Prevent Brute-Force Attacks
■ Measures need to be enforced within all of the various challenges implemented by the authentication functionality in order to prevent attacks that attempt to meet those challenges using automation. This includes the login itself, as well as functions to change password, to recover from a forgotten password situation, and the like.
■ Using unpredictable usernames and preventing their enumeration presents a significant obstacle to completely blind brute-force attacks, and requires an attacker to have somehow discovered one or more specific usernames before mounting an attack.
Prevent Misuse of the Password Change Function
■ A password change function should always be implemented, to allow periodic password expiration (if required) and to allow users to change passwords if they wish to for any reason. As a key security mechanism, this needs to be very well defended against misuse.

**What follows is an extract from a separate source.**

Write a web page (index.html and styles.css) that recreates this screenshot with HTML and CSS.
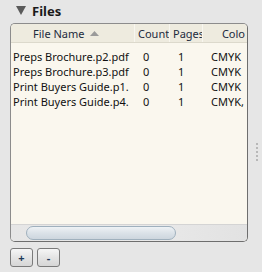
FILE: index.html
```html
<!DOCTYPE html>
<html lang="en">
<head>
    <meta charset="utf-8" />
    <title>Files</title>
    <link rel="stylesheet" href="styles.css">
</head>
<body>
    <!-- Title start -->
    <header class="title">
        <svg class="title-arrow" width="10" height="9" viewBox="0 0 10 9"><path d="M0 0 H10 L5 9 Z" fill="#5a5a5a"/></svg>
        <span>Files</span>
    </header>
    <!-- Title end -->
    <main class="panel">
        <div class="grid-view">
            <div class="grid-row grid-head">
                <div class="cell head-name">File Name <svg class="sort-arrow" width="9" height="5" viewBox="0 0 9 5"><path d="M0 5 L4.5 0 L9 5 Z" fill="#9a9a9a"/></svg></div>
                <div class="cell head-cell">Count</div>
                <div class="cell head-cell">Pages</div>
                <div class="cell head-cell head-color">Colo</div>
            </div>
            <div class="grid-body">
                <div class="grid-row">
                    <div class="cell cell-name">Preps Brochure.p2.pdf</div>
                    <div class="cell">0</div>
                    <div class="cell">1</div>
                    <div class="cell">CMYK</div>
                </div>
                <div class="grid-row">
                    <div class="cell cell-name">Preps Brochure.p3.pdf</div>
                    <div class="cell">0</div>
                    <div class="cell">1</div>
                    <div class="cell">CMYK</div>
                </div>
                <div class="grid-row">
                    <div class="cell cell-name">Print Buyers Guide.p1.</div>
                    <div class="cell">0</div>
                    <div class="cell">1</div>
                    <div class="cell">CMYK</div>
                </div>
                <div class="grid-row">
                    <div class="cell cell-name">Print Buyers Guide.p4.</div>
                    <div class="cell">0</div>
                    <div class="cell">1</div>
                    <div class="cell">CMYK,</div>
                </div>
            </div>
        </div>
        <div class="h-scroll">
            <div class="h-thumb"></div>
        </div>
    </main>
    <footer class="actions">
        <button class="btn">+</button>
        <button class="btn">-</button>
    </footer>
    <div class="grip">
        <span></span><span></span><span></span><span></span><span></span>
    </div>
</body>
</html>
```

FILE: styles.css
```css
:root {
    --bg-color: #e6e6e6;
    --panel-bg: #faf7ee;
    --head-bg: #eeebdf;
    --border-color: #6e6e6e;
}

* {
    box-sizing: border-box;
    margin: 0;
    padding: 0;
}

html,
body {
    width: 262px;
    height: 272px;
    overflow: hidden;
}

body {
    background-color: var(--bg-color);
    font-family: "Noto Sans", "Open Sans", sans-serif;
    font-size: 11px;
    color: #111;
    position: relative;
}

.title {
    height: 23px;
    display: flex;
    align-items: center;
    gap: 6px;
    padding: 0 0 2px 16px;
    font-size: 13px;
    font-weight: 700;
    color: #1a1a1a;
}

.panel {
    margin-left: 10px;
    width: 238px;
    height: 219px;
    border: 1px solid var(--border-color);
    border-left-color: #8c8c8c;
    border-top-color: #8c8c8c;
    border-radius: 5px;
    background-color: var(--panel-bg);
    display: flex;
    flex-direction: column;
    overflow: hidden;
}

.grid-view {
    flex: 1;
    overflow: hidden;
}

.grid-row {
    display: grid;
    grid-template-columns: 124px 35px 33px 44px;
    height: 15px;
    line-height: 15px;
}

.grid-head {
    height: 19px;
    line-height: 19px;
    background-color: var(--head-bg);
    border-bottom: 1px solid #dcd9cc;
    color: #1c2a3d;
}

.grid-body {
    padding-top: 6px;
}

.cell {
    white-space: nowrap;
    overflow: hidden;
    padding-left: 8px;
}

.cell-name {
    padding-left: 2px;
}

.head-name {
    display: flex;
    align-items: center;
    gap: 6px;
    padding-left: 22px;
    border-right: 1px solid #f8f6ef;
}

.head-cell {
    padding-left: 3px;
    border-right: 1px solid #f8f6ef;
}

.head-color {
    text-align: right;
    padding: 0 2px 0 0;
    border-right: none;
}

.h-scroll {
    height: 17px;
    background: linear-gradient(to right, #e6e6e6, #e9e9e9 60%, #e2e2e2);
    border-top: 1px solid #d4d4d4;
    padding: 1px 0 1px 15px;
}

.h-thumb {
    width: 150px;
    height: 14px;
    border: 1px solid #9fb0bd;
    border-radius: 7px;
    background: linear-gradient(to bottom, #eef2f5, #dbe2e8 50%, #cdd6de);
}

.actions {
    display: flex;
    gap: 4px;
    padding: 6px 0 0 10px;
}

.btn {
    width: 23px;
    height: 19px;
    border: 1px solid #7a7a7a;
    border-radius: 3px;
    background: linear-gradient(to bottom, #f6f6f6, #e4e4e4 50%, #d6d6d6);
    font-family: "Noto Sans", sans-serif;
    font-size: 11px;
    font-weight: 700;
    color: #1e3a5a;
    line-height: 15px;
}

/* splitter grip */
.grip {
    position: absolute;
    left: 256px;
    top: 143px;
    display: flex;
    flex-direction: column;
    gap: 2px;
}

.grip span {
    width: 2px;
    height: 2px;
    background-color: #b8b8b8;
}
```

■ The function should only be accessible from within an authenticated session.
■ There should be no facility to provide a username, either explicitly or via a hidden form field or cookie — users have no legitimate need to attempt to change other people’s passwords.
■ As a defense-in-depth measure, the function should be protected from unauthorized access gained via some other security defect in the application — such as a session hijacking vulnerability, cross-site scripting, or even an unattended terminal. To this end, users should be required to reenter their existing password.
■ The new password should be entered twice to prevent mistakes, and the application should compare the “new password” and “confirm new password” fields as its first step and return an informative error if they do not match.
■ The function should prevent the various attacks that can be made against the main login mechanism: a single generic error message should be used to notify users of any error in existing credentials, and the function should be temporarily suspended following a small number of failed attempts to change password.
■ Users should be notified out-of-band (e.g., via email) that their pass word has been changed, but the message should not contain either their old or new credentials.